Count every line below that contains "React", then state the total with no other output.
=====
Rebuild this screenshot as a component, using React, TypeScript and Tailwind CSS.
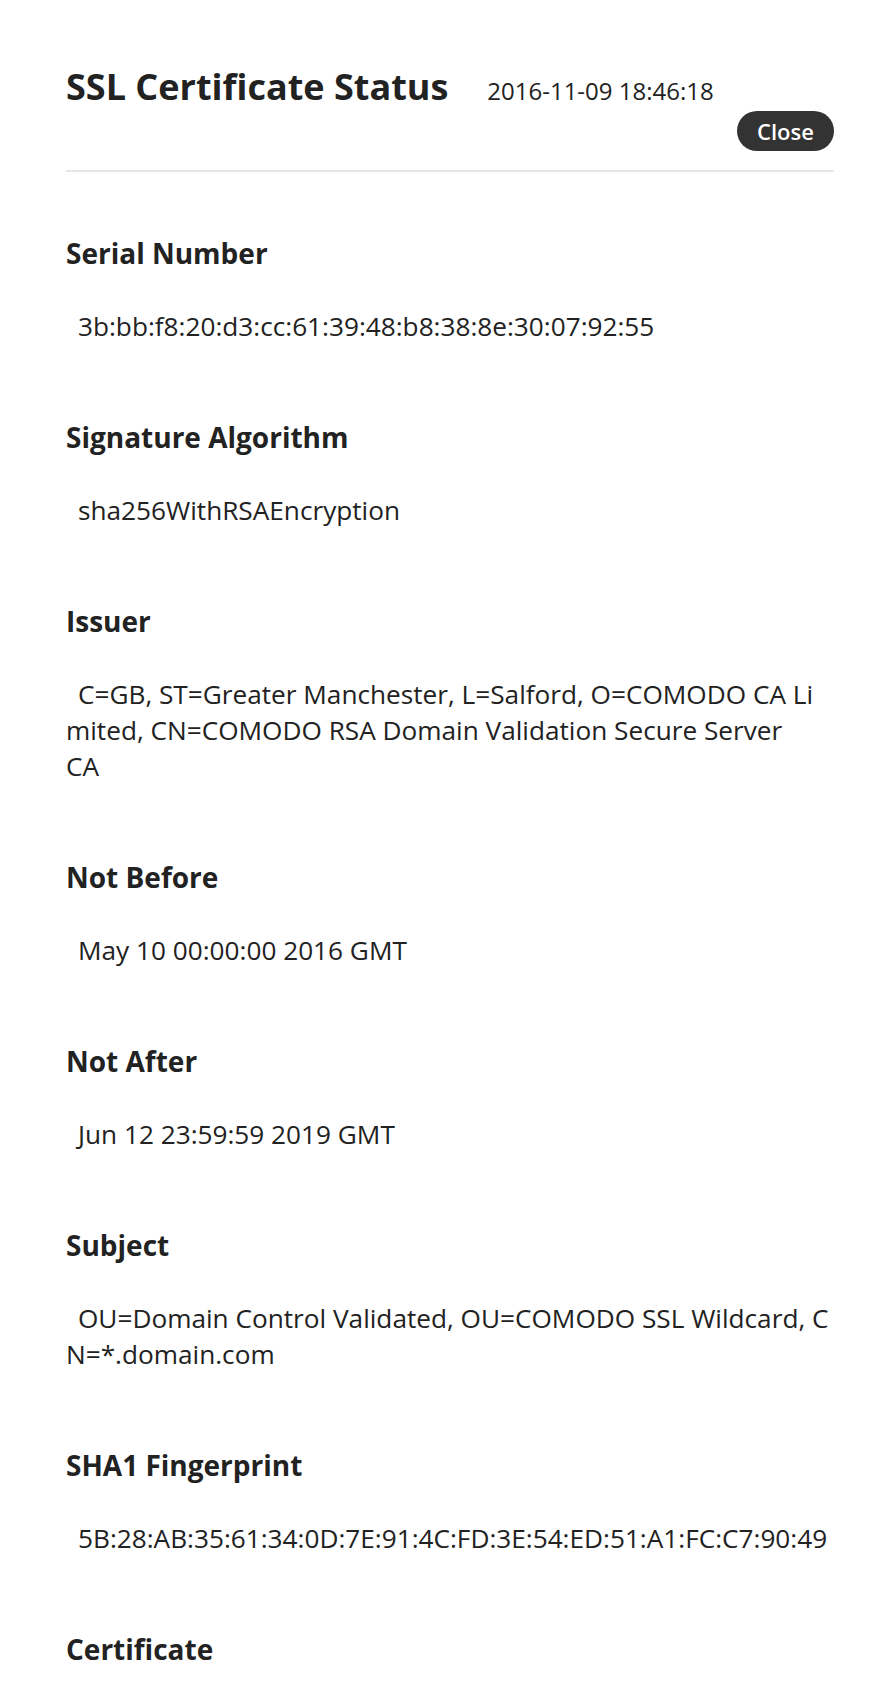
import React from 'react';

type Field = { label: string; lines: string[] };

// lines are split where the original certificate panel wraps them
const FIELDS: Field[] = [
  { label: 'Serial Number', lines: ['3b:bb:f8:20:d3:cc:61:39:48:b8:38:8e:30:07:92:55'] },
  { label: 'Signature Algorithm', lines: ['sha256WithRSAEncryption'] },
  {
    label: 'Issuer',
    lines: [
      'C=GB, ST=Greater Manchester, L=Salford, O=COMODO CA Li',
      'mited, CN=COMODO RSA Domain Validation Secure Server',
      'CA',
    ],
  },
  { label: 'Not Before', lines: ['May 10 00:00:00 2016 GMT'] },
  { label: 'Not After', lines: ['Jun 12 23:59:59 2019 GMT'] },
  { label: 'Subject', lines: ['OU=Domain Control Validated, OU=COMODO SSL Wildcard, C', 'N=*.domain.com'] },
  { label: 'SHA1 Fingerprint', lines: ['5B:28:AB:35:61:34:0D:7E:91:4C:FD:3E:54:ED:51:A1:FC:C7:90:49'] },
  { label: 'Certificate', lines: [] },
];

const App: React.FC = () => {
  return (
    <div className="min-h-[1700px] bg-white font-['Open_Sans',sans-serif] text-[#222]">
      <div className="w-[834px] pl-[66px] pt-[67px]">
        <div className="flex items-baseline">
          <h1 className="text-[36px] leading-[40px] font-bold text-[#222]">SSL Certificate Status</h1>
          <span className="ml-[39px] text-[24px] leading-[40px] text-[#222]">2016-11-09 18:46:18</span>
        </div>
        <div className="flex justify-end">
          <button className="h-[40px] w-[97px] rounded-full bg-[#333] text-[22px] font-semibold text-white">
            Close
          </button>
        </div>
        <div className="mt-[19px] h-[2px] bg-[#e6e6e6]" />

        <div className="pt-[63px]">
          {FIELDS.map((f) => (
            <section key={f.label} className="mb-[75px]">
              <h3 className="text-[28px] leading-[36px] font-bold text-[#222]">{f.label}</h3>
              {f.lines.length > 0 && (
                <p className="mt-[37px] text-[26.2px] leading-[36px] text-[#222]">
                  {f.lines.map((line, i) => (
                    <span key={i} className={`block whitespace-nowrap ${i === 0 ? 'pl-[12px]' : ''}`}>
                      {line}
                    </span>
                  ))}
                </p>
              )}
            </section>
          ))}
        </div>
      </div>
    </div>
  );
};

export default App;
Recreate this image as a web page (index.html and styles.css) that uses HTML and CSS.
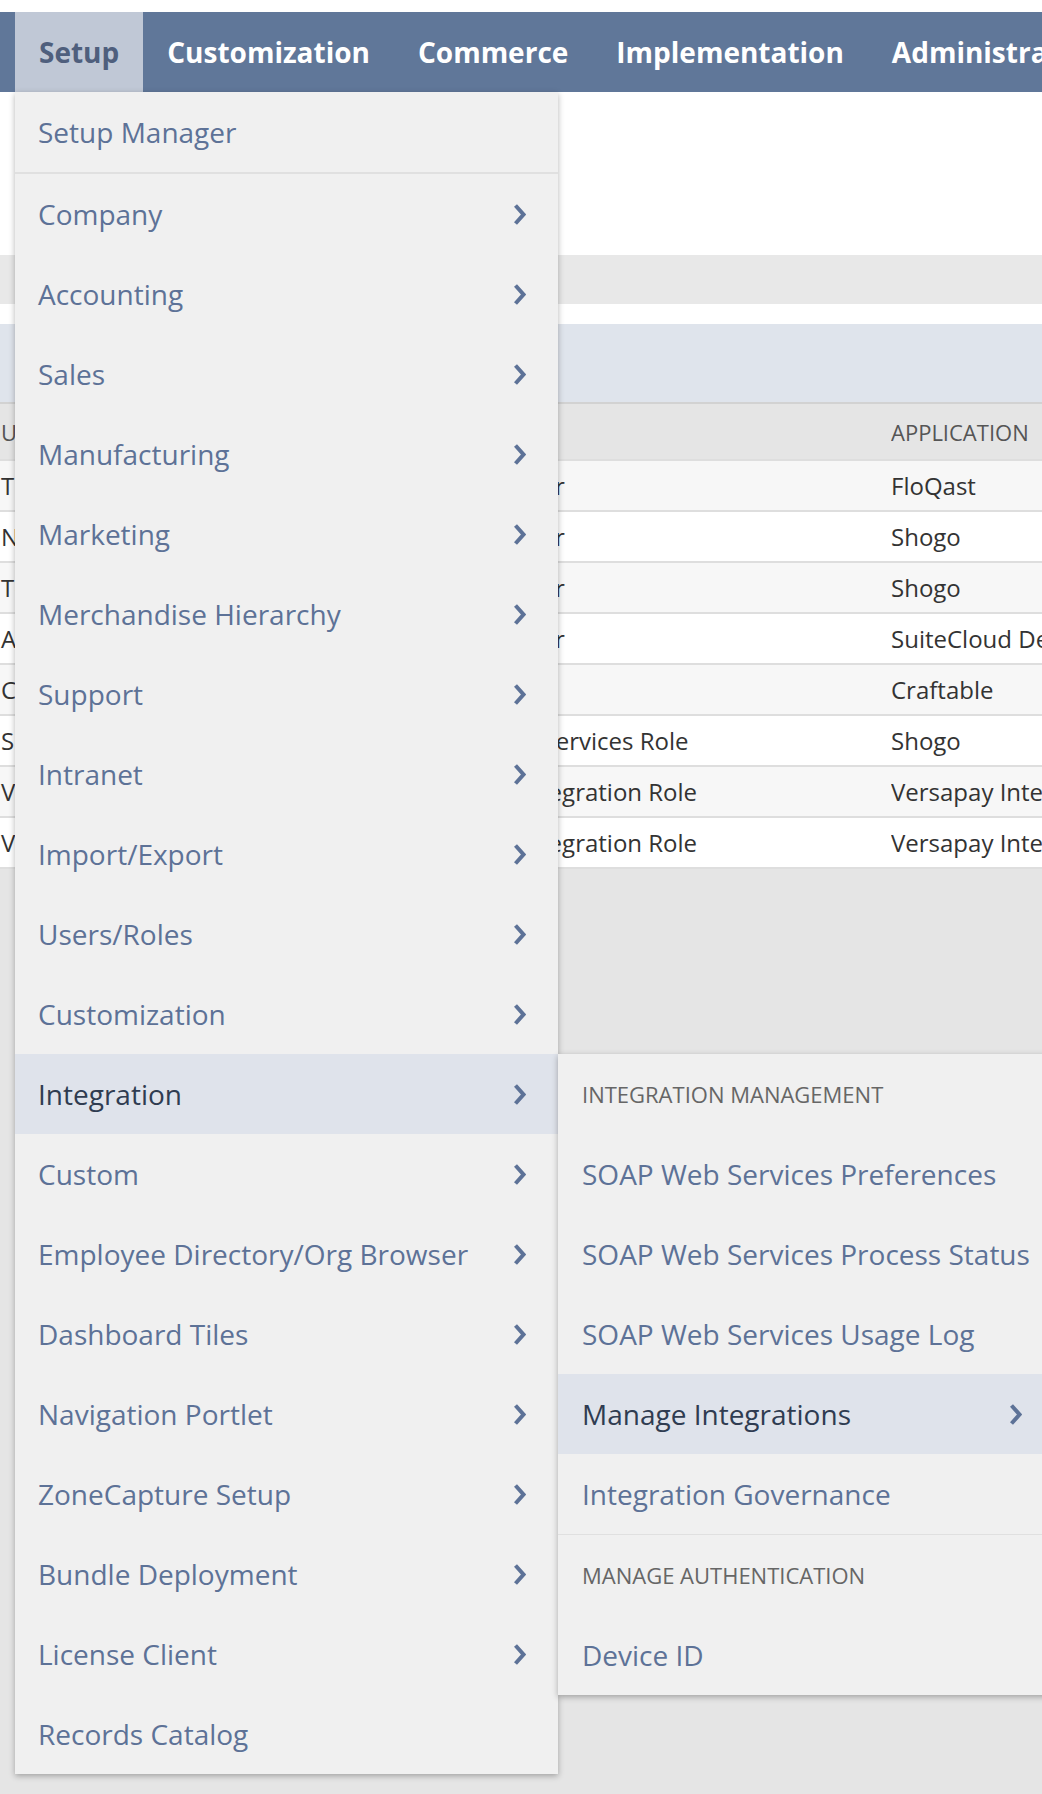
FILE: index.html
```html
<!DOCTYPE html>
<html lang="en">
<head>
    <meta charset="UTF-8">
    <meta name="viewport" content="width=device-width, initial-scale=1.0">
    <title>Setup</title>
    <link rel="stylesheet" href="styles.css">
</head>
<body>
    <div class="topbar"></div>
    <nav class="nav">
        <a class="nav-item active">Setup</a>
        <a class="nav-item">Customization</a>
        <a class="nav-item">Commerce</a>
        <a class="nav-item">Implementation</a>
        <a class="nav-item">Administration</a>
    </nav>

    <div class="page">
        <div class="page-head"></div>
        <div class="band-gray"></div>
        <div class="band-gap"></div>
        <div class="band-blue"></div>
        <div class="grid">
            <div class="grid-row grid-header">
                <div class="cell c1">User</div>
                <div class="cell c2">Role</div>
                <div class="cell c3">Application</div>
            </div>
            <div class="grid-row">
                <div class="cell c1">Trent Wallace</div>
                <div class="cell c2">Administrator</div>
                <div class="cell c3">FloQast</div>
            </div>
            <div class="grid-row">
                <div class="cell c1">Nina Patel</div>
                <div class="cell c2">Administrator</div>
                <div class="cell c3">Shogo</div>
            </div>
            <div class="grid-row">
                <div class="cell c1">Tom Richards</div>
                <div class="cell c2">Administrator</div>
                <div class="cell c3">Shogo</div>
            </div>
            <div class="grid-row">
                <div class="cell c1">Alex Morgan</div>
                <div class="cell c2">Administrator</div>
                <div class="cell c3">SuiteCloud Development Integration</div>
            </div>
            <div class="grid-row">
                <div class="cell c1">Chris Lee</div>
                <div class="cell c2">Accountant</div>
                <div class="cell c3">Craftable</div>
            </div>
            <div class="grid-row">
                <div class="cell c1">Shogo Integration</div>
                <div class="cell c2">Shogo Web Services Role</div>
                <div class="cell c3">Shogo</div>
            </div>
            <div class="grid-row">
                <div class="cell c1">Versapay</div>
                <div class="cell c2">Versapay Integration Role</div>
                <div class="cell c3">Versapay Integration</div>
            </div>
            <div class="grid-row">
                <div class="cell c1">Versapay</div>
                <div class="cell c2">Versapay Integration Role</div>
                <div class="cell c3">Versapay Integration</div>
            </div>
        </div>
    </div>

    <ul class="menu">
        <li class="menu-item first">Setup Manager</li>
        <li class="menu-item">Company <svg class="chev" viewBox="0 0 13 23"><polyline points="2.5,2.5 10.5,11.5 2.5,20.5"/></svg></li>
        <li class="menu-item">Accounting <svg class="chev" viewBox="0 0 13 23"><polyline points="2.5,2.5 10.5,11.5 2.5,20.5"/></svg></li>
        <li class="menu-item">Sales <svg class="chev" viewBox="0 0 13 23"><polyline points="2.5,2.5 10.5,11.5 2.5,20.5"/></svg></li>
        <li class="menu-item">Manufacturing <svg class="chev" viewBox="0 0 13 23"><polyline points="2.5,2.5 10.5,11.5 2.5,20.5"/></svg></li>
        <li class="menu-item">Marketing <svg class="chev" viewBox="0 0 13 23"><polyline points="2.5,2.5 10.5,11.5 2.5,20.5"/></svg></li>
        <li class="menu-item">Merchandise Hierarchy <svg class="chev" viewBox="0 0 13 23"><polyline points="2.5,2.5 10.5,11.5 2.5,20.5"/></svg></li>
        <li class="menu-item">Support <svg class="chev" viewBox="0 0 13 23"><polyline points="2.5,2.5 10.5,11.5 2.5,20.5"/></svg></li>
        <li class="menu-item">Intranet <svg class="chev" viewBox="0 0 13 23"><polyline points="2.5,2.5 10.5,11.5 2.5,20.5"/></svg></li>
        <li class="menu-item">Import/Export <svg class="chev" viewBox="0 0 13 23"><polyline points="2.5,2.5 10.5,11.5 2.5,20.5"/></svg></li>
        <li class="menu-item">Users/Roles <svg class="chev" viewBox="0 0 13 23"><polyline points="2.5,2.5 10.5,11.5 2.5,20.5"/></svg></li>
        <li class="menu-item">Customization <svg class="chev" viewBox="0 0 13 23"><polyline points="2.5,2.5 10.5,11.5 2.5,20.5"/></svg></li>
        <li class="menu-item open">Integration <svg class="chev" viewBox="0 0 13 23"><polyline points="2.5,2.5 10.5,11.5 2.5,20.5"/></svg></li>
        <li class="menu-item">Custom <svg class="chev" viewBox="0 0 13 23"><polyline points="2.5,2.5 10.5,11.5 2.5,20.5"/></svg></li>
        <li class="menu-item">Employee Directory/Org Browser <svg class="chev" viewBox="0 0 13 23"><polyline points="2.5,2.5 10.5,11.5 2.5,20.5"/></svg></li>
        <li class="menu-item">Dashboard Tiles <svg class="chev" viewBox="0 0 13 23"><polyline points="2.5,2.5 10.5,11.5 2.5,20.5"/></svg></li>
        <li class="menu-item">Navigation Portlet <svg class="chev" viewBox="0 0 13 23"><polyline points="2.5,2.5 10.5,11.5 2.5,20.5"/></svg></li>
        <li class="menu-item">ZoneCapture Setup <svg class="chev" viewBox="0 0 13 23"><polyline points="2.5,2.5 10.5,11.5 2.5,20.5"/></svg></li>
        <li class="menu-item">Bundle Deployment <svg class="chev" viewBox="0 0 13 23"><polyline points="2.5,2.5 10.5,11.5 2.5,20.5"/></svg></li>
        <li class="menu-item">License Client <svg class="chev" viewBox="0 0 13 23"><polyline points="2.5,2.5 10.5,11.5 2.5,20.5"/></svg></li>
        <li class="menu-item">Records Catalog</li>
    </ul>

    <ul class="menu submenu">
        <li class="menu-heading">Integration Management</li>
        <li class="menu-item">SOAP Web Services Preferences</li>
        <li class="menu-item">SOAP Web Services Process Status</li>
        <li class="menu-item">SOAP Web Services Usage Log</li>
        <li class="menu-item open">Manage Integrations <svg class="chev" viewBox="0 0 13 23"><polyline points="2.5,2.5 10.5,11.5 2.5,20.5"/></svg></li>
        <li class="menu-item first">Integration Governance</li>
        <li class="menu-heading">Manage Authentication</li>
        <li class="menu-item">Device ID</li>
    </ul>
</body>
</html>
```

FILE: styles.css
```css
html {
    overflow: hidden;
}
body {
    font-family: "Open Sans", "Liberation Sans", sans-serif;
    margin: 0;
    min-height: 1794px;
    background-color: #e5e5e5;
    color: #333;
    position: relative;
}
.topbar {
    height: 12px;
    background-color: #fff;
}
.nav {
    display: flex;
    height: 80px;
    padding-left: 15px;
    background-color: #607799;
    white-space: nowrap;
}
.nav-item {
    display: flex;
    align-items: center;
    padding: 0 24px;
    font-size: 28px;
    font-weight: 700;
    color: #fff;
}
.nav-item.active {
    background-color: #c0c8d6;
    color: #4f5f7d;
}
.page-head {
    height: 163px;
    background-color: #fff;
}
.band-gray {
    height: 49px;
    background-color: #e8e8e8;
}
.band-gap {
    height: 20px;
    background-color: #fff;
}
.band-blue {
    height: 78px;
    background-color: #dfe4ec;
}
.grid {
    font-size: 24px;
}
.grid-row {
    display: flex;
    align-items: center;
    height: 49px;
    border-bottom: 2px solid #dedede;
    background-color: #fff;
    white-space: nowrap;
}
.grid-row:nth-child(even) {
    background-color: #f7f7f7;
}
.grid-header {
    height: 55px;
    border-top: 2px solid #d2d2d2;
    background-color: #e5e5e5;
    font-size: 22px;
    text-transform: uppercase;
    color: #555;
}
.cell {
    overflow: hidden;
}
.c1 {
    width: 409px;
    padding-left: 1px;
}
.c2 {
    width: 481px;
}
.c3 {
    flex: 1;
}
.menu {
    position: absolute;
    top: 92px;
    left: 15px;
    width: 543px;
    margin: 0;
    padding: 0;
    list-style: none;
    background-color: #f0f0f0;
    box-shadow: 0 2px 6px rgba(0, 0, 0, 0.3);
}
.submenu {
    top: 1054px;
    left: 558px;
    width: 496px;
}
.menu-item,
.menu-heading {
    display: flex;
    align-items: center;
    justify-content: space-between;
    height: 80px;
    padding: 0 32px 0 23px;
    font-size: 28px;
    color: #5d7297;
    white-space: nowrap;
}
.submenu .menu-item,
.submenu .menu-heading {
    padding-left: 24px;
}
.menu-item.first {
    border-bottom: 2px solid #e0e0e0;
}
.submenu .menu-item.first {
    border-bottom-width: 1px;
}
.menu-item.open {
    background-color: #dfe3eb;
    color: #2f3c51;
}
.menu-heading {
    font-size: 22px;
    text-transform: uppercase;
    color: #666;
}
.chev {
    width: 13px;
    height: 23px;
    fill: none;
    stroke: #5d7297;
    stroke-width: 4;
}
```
=====
● **FULL OUTPUT**
3